In order to align two subs, software analyzes each sub for stars - finds the stars and their centers (and also other statistics on the stars like their FWHM values). After it has found stars in each image - software tries to find best matching transform in order to align stars in both images.

It calculates something like - shift 3.23px to the right, and 1.12px up and rotate by 0.1 degrees or similar. It is actually represented by matrix (the transform, and whole process is done by least squares method).

Stars won't align perfectly in two images. There are many factors for this:

- there is noise in both subs and due to noise it is impossible to accurately determine star center

- there is finite precision in sampling of both images (finite number of pixels) - again that limits precision in finding star centers

- there is certain level of "lens" distortion and other effects in the image that impact different stars differently (as you have seen on your images - stars in center are round but those at the edge - astigmatic). As you dither (either purposely or "natural" dither due to shift in the system of some sort) stars end up in different parts of the frame and have different intensity of such effect on them. This changes their "center" somewhat (there are symmetric aberrations and asymmetric aberrations - later change star center) and this leads to error in alignment.

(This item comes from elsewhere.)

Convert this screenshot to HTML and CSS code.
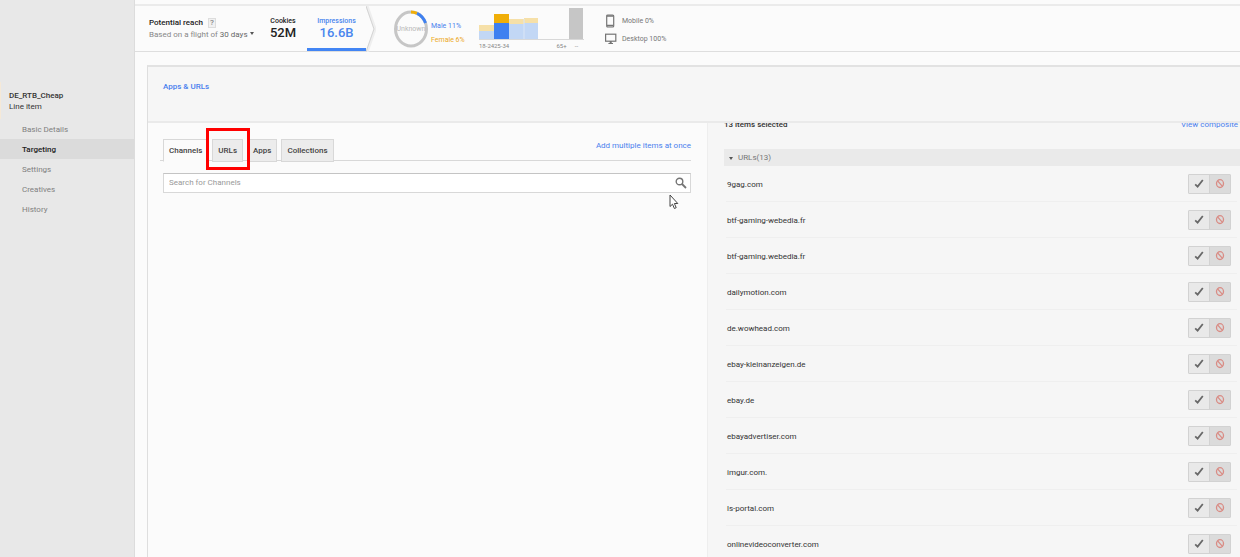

- due to seeing and star "jumping around" somewhat, actual star center can change position between frames (although seeing averages out in long exposure - there is always some residual error, small but still present).

In any case, after registration is performed - there will be some error in alignment of star centers - that is registration RMS.

In your case - this error being as low as 0.1 or there about just means when that particular frame was transformed, average error between where star should have ended up and where it really ended up is about 1/10 of a pixel. For all intents and purposes that can't be visually perceived.

These two RMS values are not related (they have one common component - seeing, but impact is so small that there is virtually no correlation between guide RMS and registration RMS).

Part of guiding RMS is due to seeing and not due to mount tracking error, but we try to minimize that - otherwise we end up chasing the seeing instead of correcting for mount tracking error. If you suspect that your guide RMS is higher because of poor seeing - just increase guide exposure as that averages seeing out a bit more. Although many guide at 1s intervals - I've found that I like to use at least 3-4 seconds of guide exposure, but in order to do so - you need smooth(er) running mount (belt mod :D ).

In the end FWHM value is related in part to guide RMS. With "perfect" scope, we can sort of write down very decent approximation of expected FWHM value:  FWHM = sqrt(guide RMS^2 + airy_disk_size^2 + seeing_blur_size^2)

(one needs to use corresponding values for each of these and relation between RMS and FWHM for gaussian is x2.355, also one needs gaussian approximation for airy disk as well).